Updated: Mar 3, 2023

When our eyes locked, too long for people who are just acquaintances, I recognized that look and it brought a string of memories. Suddenly everything became familiar, your scent, your voice, your gaze, your touch, everything played off in my mind in slow motion. And you reminded me of how you broken you left me when you discarded and walked away from me like I never mattered. For a very long time I have loved you still. I have loved you with everything inside me. I remember how I poured all of my love into you as you let it ran all over you, even when you didn't want it. I blindfolded myself from your reality and painted you in a beautiful color that stands out. I wrote and wrote and wrote love letters to you that you would never read and I would never send, until I convince my pen and paper of how wonderful you are.

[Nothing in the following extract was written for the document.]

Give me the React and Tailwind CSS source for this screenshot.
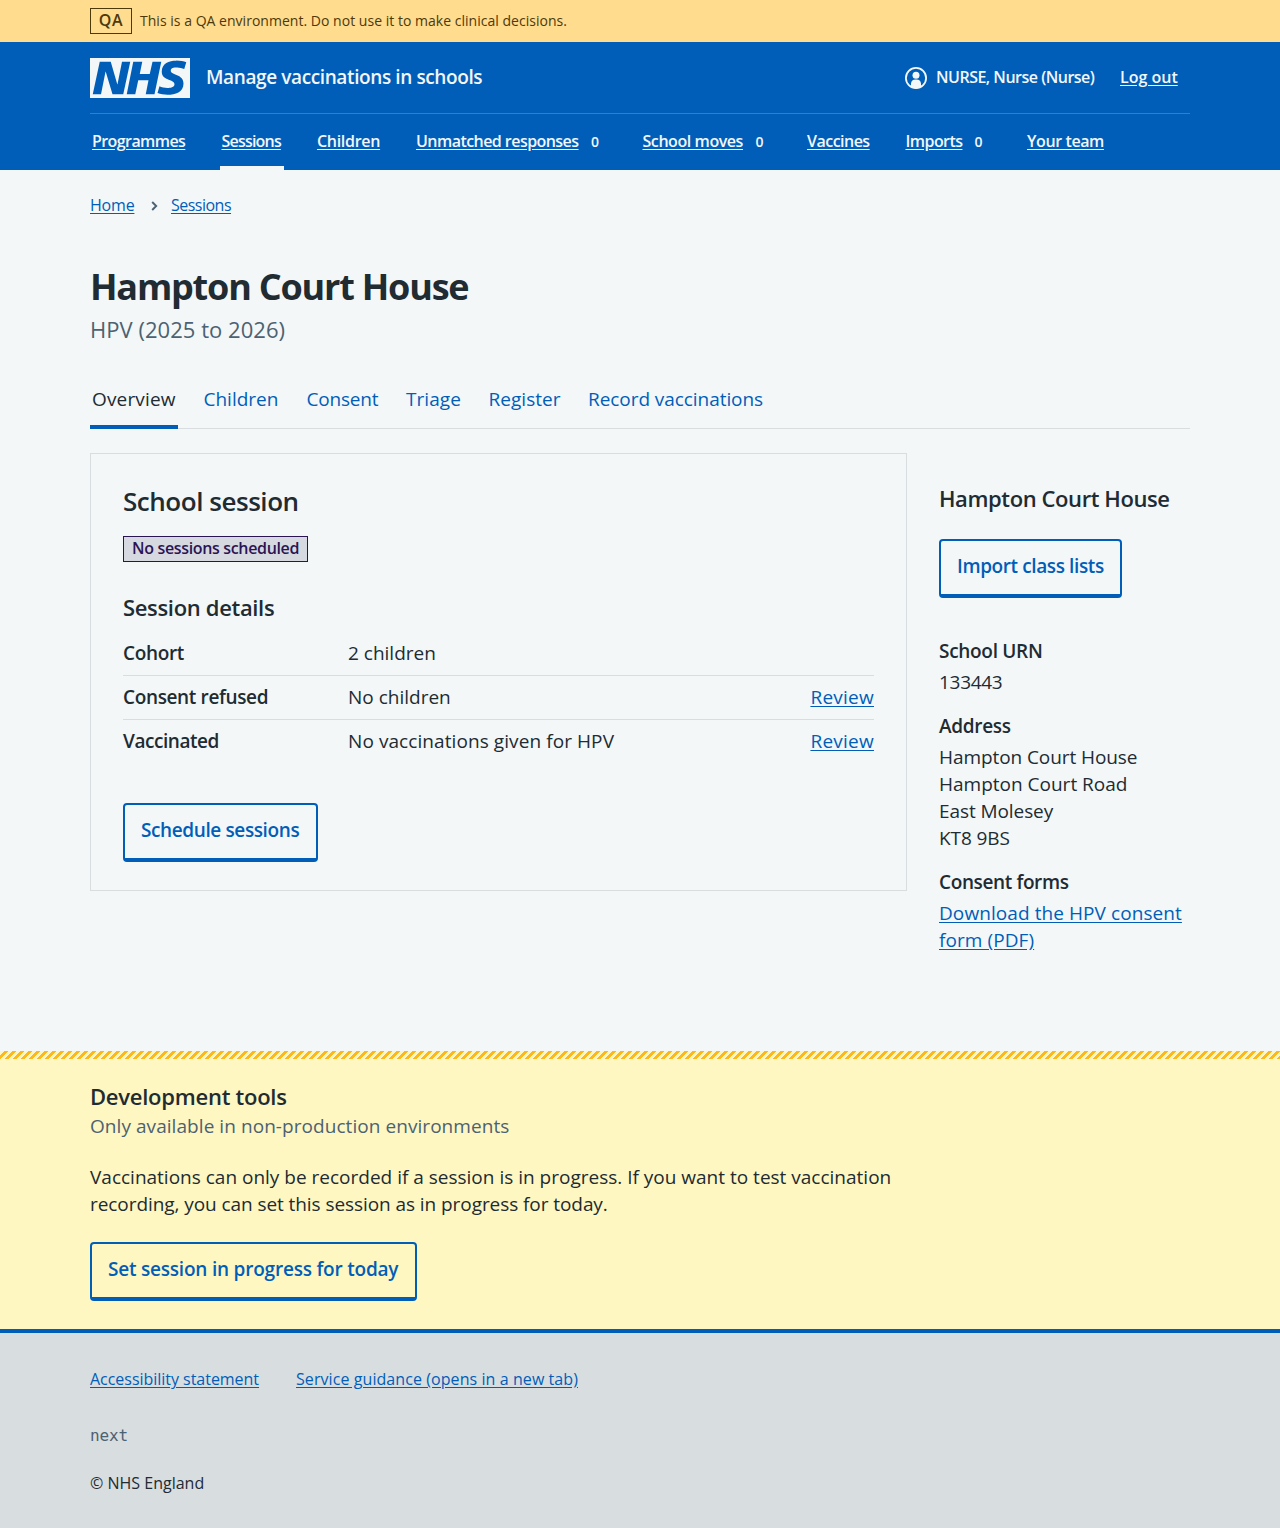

I buried you deep inside my poems so that no one else could find you. You marked your territory in public places as you wined and dined me in style but pushed me away in private. I have always been your cushion to lay your head on whenever you needed to bleed and I wiped your tears away. I have began to think that something was wrong with me, like I was not good enough and like I was not worthy of your love. I asked myself if I was not doing enough or what it was that I was lacking. Those were my lullabies because until I have convinced myself that I was the problem I would never sleep. I thought I have healed and that nothing you say or do now is ever going to take me back to that place you left me until you reminded me. I have realized that I have not completely heal all the cracks in me. I have not reached the end of my healing journey yet. I never thought that you will crawl out of that door I shut long ago. You reminded me that I still have a long way to go before I heal fully from the hurt yo caused me.